When I call iteritems() over a dictionary I get this:
<dictionary-itemiterator object at 0xf09f18>
I know that this is a reference, but how do you use it?
And afaik, in sorted(a,b), as is supposed to be the thing you want to sort, and b would be the indicator for sorting right? How does itemgetter(1) work here?
operator.itemgetter(1) is equivalent to lambda x: x[1]. It's an efficient way to specify a function that returns the value at index 1 of its input.
.iteritems() is a method of a dictionary that returns an iterator over the entries in the dictionary in (key,value) tuple form.
iteritems() is just like items(), except it returns an iterator rather than a list. For large dictionaries, this saves memory because you can iterate over each individual element without having to build up the complete list of items in memory first.
sorted accepts a keyword argument key which is a function used to determine what to compare by when sorting something. In this case, it is using operator.itemgetter, which is like the function version of doing something[1]. Therefore, the code is sorting on the [1] item of the tuples returned by items(), which is the value stored in the dictionary.

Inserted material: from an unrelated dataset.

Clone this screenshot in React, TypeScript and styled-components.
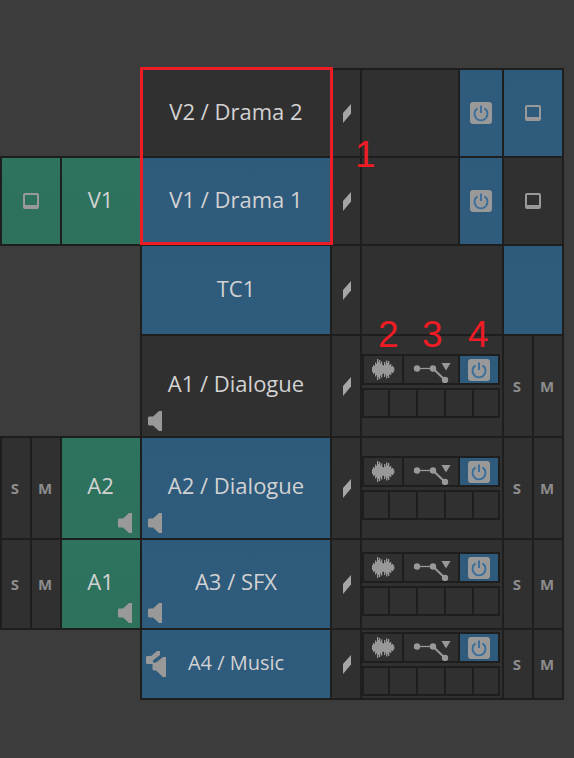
import styled, { createGlobalStyle } from 'styled-components'

const GlobalStyle = createGlobalStyle`
  html, body {
    margin: 0;
    background: #3c3c3c;
  }
`

const Page = styled.div`
  position: relative;
  width: 574px;
  height: 758px;
  padding: 70px 0 0 2px;
  box-sizing: border-box;
  overflow: hidden;
  font-family: "Open Sans", "Liberation Sans", sans-serif;
`

const Grid = styled.div`
  display: grid;
  grid-template-columns: 28px 28px 78px 188px 28px 96px 42px 28px 28px;
  grid-template-rows: 86px 86px 88px 100px 100px 88px 68px;
  gap: 2px;
`

const Cell = styled.div<{ $col: string; $row: number }>`
  grid-column: ${(p) => p.$col};
  grid-row: ${(p) => p.$row};
  position: relative;
  display: flex;
  align-items: center;
  justify-content: center;
  background: #303030;
  box-shadow: 0 0 0 2px #1e1e1e;
`

const BLUE = 'linear-gradient(180deg, #2e5a7c, #2f5b7d)'
const GREEN = 'linear-gradient(180deg, #2d735f, #2e715d)'

const NameCell = styled(Cell)<{ $small?: boolean; $active: boolean; $lift: number }>`
  padding-bottom: ${(p) => p.$lift}px;
  box-sizing: border-box;
  background: ${(p) => (p.$active ? BLUE : '#303030')};
  color: #d2d2d2;
  font-size: ${(p) => (p.$small ? '20px' : '22px')};
`

const PatchCell = styled(Cell)<{ $lift: number }>`
  padding: 0 1px ${(p) => p.$lift}px 0;
  box-sizing: border-box;
  background: ${GREEN};
  color: #d2d2d2;
  font-size: 22px;
`

const MonitorCell = styled(Cell)<{ $tone: 'blue' | 'green' | 'dark' }>`
  background: ${(p) => (p.$tone === 'blue' ? BLUE : p.$tone === 'green' ? GREEN : '#303030')};
`

const PowerCell = styled(Cell)`
  background: ${BLUE};
`

const LockCell = styled(Cell)`
  padding-left: 2px;
  box-sizing: border-box;
`

const SoloMute = styled(Cell)`
  padding-right: 2px;
  box-sizing: border-box;
  color: #8c8c8c;
  font-size: 15px;
  font-weight: 700;
`

const Strip = styled(Cell)`
  flex-direction: column;
  align-items: flex-start;
  gap: 3px;
`

const ButtonRow = styled.div`
  display: grid;
  grid-template-columns: 38px 54px 38px;
  gap: 2px;
  width: 138px;
  height: 31px;
  padding: 2px;
  box-sizing: border-box;
  background: #1e1e1e;
`

const StripButton = styled.div<{ $active?: boolean }>`
  display: flex;
  align-items: center;
  justify-content: center;
  background: ${(p) => (p.$active ? '#2e5a7c' : '#303030')};
`

const SendRow = styled.div`
  display: grid;
  grid-template-columns: 24px 26px 26px 26px 24px;
  gap: 2px;
  width: 138px;
  height: 30px;
  padding: 2px;
  box-sizing: border-box;
  background: #1e1e1e;
`

const SendSlot = styled.div`
  background: #303030;
`

const PowerBox = styled.div`
  display: flex;
  align-items: center;
  justify-content: center;
  width: 22px;
  height: 22px;
  border-radius: 3px;
  background: #999999;
`

const SpeakerSlot = styled.div<{ $left: number; $bottom: number }>`
  position: absolute;
  left: ${(p) => p.$left}px;
  bottom: ${(p) => p.$bottom}px;
  display: flex;
`

const SelectionBox = styled.div`
  position: absolute;
  left: 140px;
  top: 67px;
  width: 193px;
  height: 178px;
  box-sizing: border-box;
  border: 3px solid #ee1c25;
`

const Callout = styled.div<{ $left: number; $top: number }>`
  position: absolute;
  left: ${(p) => p.$left}px;
  top: ${(p) => p.$top}px;
  color: #ee1c25;
  font-family: "Liberation Sans", Arial, sans-serif;
  font-size: 37px;
  line-height: 40px;
`

function PowerIcon() {
  return (
    <PowerBox>
      <svg width="18" height="18" viewBox="0 0 18 18" fill="none" stroke="#3a6f9c" strokeWidth="1.9">
        <path d="M5.500 4.400a6.500 6.500 0 1 0 7 0" />
        <path d="M9 1.500v7.500" />
      </svg>
    </PowerBox>
  )
}

function ScreenIcon() {
  return (
    <svg width="16" height="16" viewBox="0 0 16 16">
      <path
        fillRule="evenodd"
        fill="#999999"
        d="M2 0h12a2 2 0 0 1 2 2v12a2 2 0 0 1-2 2H2a2 2 0 0 1-2-2V2a2 2 0 0 1 2-2zM2 2v10h12V2z"
      />
    </svg>
  )
}

function LockMark() {
  return (
    <svg width="8" height="19" viewBox="0 0 8 19">
      <path fill="#a6a6a6" d="M8 0v9.500L0 19V9z" />
    </svg>
  )
}

function Speaker() {
  return (
    <svg width="14" height="20" viewBox="0 0 14 20">
      <path fill="#999999" d="M11 0h3v20h-3l-6-5.500H1l-1-1v-7l1-1h4z" />
    </svg>
  )
}

function OffsetSpeaker() {
  return (
    <svg width="20" height="26" viewBox="0 0 20 26">
      <path fill="#999999" d="M17 6h3v20h-3l-7-6.500H7.500l-1-1v-6l1-1H10z" />
      <path fill="#999999" d="M11 0h3v4L7 9.500v3.500H1l-1-1V6l1-1h4z" />
    </svg>
  )
}

const waveBars = [5, 9, 7, 14, 11, 21, 15, 19, 12, 16, 9, 8, 15, 10, 18, 13, 17, 9, 11, 6, 7, 4]

function WaveIcon() {
  return (
    <svg width="24" height="21" viewBox="0 0 24 21">
      {waveBars.map((h, i) => (
        <rect key={i} x={1 + i} y={(21 - h) / 2} width="1.300" height={h} fill="#999999" />
      ))}
    </svg>
  )
}

function RouteIcon() {
  return (
    <svg width="42" height="26" viewBox="0 0 42 26">
      <circle cx="7" cy="11.500" r="3.200" fill="#999999" />
      <circle cx="23" cy="11.500" r="3.200" fill="#999999" />
      <circle cx="35" cy="23" r="3.200" fill="#999999" />
      <path d="M9 11.500h12" stroke="#999999" strokeWidth="1.300" fill="none" />
      <path d="M24 12.500l11 10.500" stroke="#999999" strokeWidth="2" fill="none" />
      <path d="M31.500 6h9l-4.500 7.500z" fill="#999999" />
    </svg>
  )
}

const nameRows = [
  { row: 1, label: 'V2 / Drama 2', active: false, lift: 4 },
  { row: 2, label: 'V1 / Drama 1', active: true, lift: 4 },
  { row: 3, label: 'TC1', active: true, lift: 4 },
  { row: 4, label: 'A1 / Dialogue', active: false, lift: 6 },
  { row: 5, label: 'A2 / Dialogue', active: true, lift: 6 },
  { row: 6, label: 'A3 / SFX', active: true, lift: 7 },
]

export default function App() {
  return (
    <Page>
      <GlobalStyle />
      <Grid>
        <MonitorCell $col="1 / 3" $row={2} $tone="green">
          <ScreenIcon />
        </MonitorCell>
        <PatchCell $col="3" $row={2} $lift={4}>V1</PatchCell>

        {[5, 6].map((row) => (
          <SoloMute key={`s${row}`} $col="1" $row={row}>S</SoloMute>
        ))}
        {[5, 6].map((row) => (
          <SoloMute key={`m${row}`} $col="2" $row={row}>M</SoloMute>
        ))}
        <PatchCell $col="3" $row={5} $lift={6}>
          A2
          <SpeakerSlot $left={56} $bottom={5}><Speaker /></SpeakerSlot>
        </PatchCell>
        <PatchCell $col="3" $row={6} $lift={7}>
          A1
          <SpeakerSlot $left={56} $bottom={5}><Speaker /></SpeakerSlot>
        </PatchCell>

        {nameRows.map((t) => (
          <NameCell key={t.row} $col="4" $row={t.row} $active={t.active} $lift={t.lift}>
            {t.label}
            {t.row > 3 && (
              <SpeakerSlot $left={6} $bottom={5}><Speaker /></SpeakerSlot>
            )}
          </NameCell>
        ))}
        <NameCell $col="4" $row={7} $active $small $lift={4}>
          A4 / Music
          <SpeakerSlot $left={4} $bottom={21}><OffsetSpeaker /></SpeakerSlot>
        </NameCell>

        {[1, 2, 3, 4, 5, 6, 7].map((row) => (
          <LockCell key={row} $col="5" $row={row}>
            <LockMark />
          </LockCell>
        ))}

        {[1, 2].map((row) => (
          <Cell key={row} $col="6" $row={row} />
        ))}
        <Cell $col="6 / 8" $row={3} />
        <PowerCell $col="7" $row={1}><PowerIcon /></PowerCell>
        <PowerCell $col="7" $row={2}><PowerIcon /></PowerCell>

        <MonitorCell $col="8 / 10" $row={1} $tone="blue"><ScreenIcon /></MonitorCell>
        <MonitorCell $col="8 / 10" $row={2} $tone="dark"><ScreenIcon /></MonitorCell>
        <MonitorCell $col="8 / 10" $row={3} $tone="blue" />

        {[4, 5, 6, 7].map((row) => (
          <Strip key={row} $col="6 / 8" $row={row}>
            <ButtonRow>
              <StripButton><WaveIcon /></StripButton>
              <StripButton><RouteIcon /></StripButton>
              <StripButton $active><PowerIcon /></StripButton>
            </ButtonRow>
            <SendRow>
              {[0, 1, 2, 3, 4].map((i) => (
                <SendSlot key={i} />
              ))}
            </SendRow>
          </Strip>
        ))}

        {[4, 5, 6, 7].map((row) => (
          <SoloMute key={`rs${row}`} $col="8" $row={row}>S</SoloMute>
        ))}
        {[4, 5, 6, 7].map((row) => (
          <SoloMute key={`rm${row}`} $col="9" $row={row}>M</SoloMute>
        ))}
      </Grid>

      <SelectionBox />
      <Callout $left={355} $top={135}>1</Callout>
      <Callout $left={378} $top={315}>2</Callout>
      <Callout $left={422} $top={315}>3</Callout>
      <Callout $left={468} $top={315}>4</Callout>
    </Page>
  )
}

Most python built-ins which deal with lists or list like objects also accept iterators, these are like a pointer into the list, which you can advance to the next item in the list with the next() member function. This can be very convenient for infinite lists or very large lists, (either many elements or very large elements,) to keep memory usage down. See http://docs.python.org/library/stdtypes.html#iterator-types
iteritems() gives an iterator into the list of items in the dictionary.